Pentalpha argued that active inducement liability under §271(b) requires more than deliberate indifference to a known risk that the induced acts may violate an existing patent, rather arguing that actual knowledge of the existing patent is needed. (This is sometimes known as the ‘Sergeant Schultz’ defense.) Does a party who merely leads another into infringement fall under the provisions of §271(b), or must the inducer know that the induced conduct is infringing?

 

In 1964, the Court narrowly decided that knowledge of the infringed patent was necessary for violation of §271(c), which contains very similar language. Stare decisis requires that the present Court regard this issue as settled.

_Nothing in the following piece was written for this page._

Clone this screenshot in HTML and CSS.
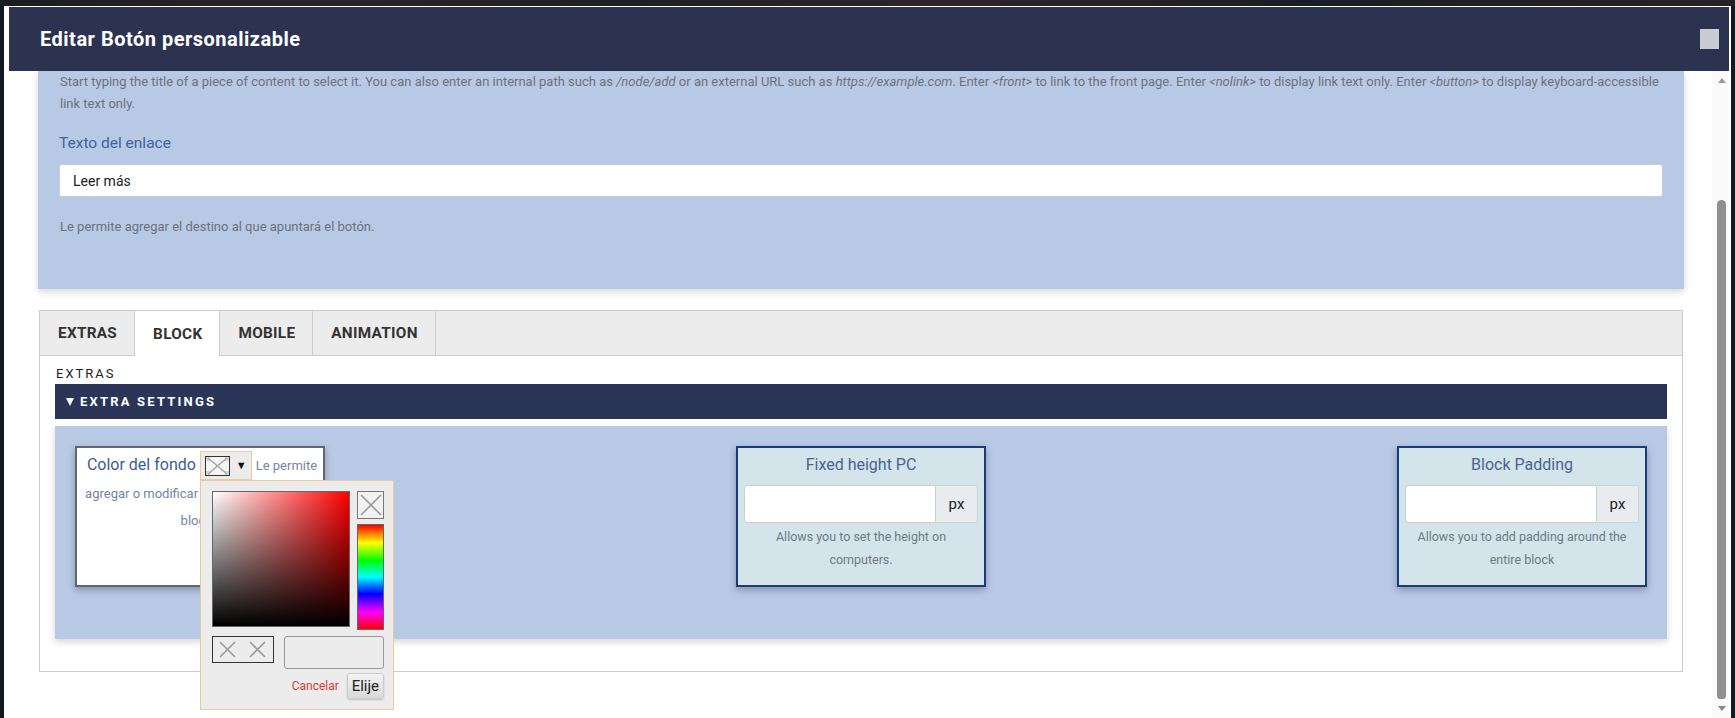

Because of the similarity in language, the Court now decided that ‘induced infringement under §271(b) requires knowledge that the induced acts constitute patent infringement.’  Having decided that actual knowledge is required, the Court then added that willful blindness is legally equivalent to actual knowledge, affirming the CAFC decision.

 

The concept of willful blindness derives from criminal common law, and roughly states that one who takes care to keep from learning that he is involved in a criminal act is as culpable as one who is fully aware. In his dissent, Justice Kennedy notes that adoption of willful blindness as a sign of culpability suits the role of the criminal code in punishing the guilty. However, this is a civil case, in an area of law whose purpose is to ‘promote the Progress of Science and useful Arts,’ Article 1, §8, clause 8 of the U.S. Constitution.

 

Justice Kennedy urges that the application of this doctrine to civil cases is a matter for the Congress to enact, and not for the Court to decide. He also urges that willful blindness cannot substitute for knowledge in a violation of law, and that this position was not previously expounded by the Court, even in criminal matters.

 

It seems likely that the major change in civil case law which will result from the Court’s opinion was not required for disposition of this case. Knowledge must often be inferred from a person’s conduct and circumstantial facts, and this takes place regularly in our courts. In this commentator’s opinion, the decision to press a poor analogy in an isolated case, thereby usurping the role of Congress, does the Court little honor.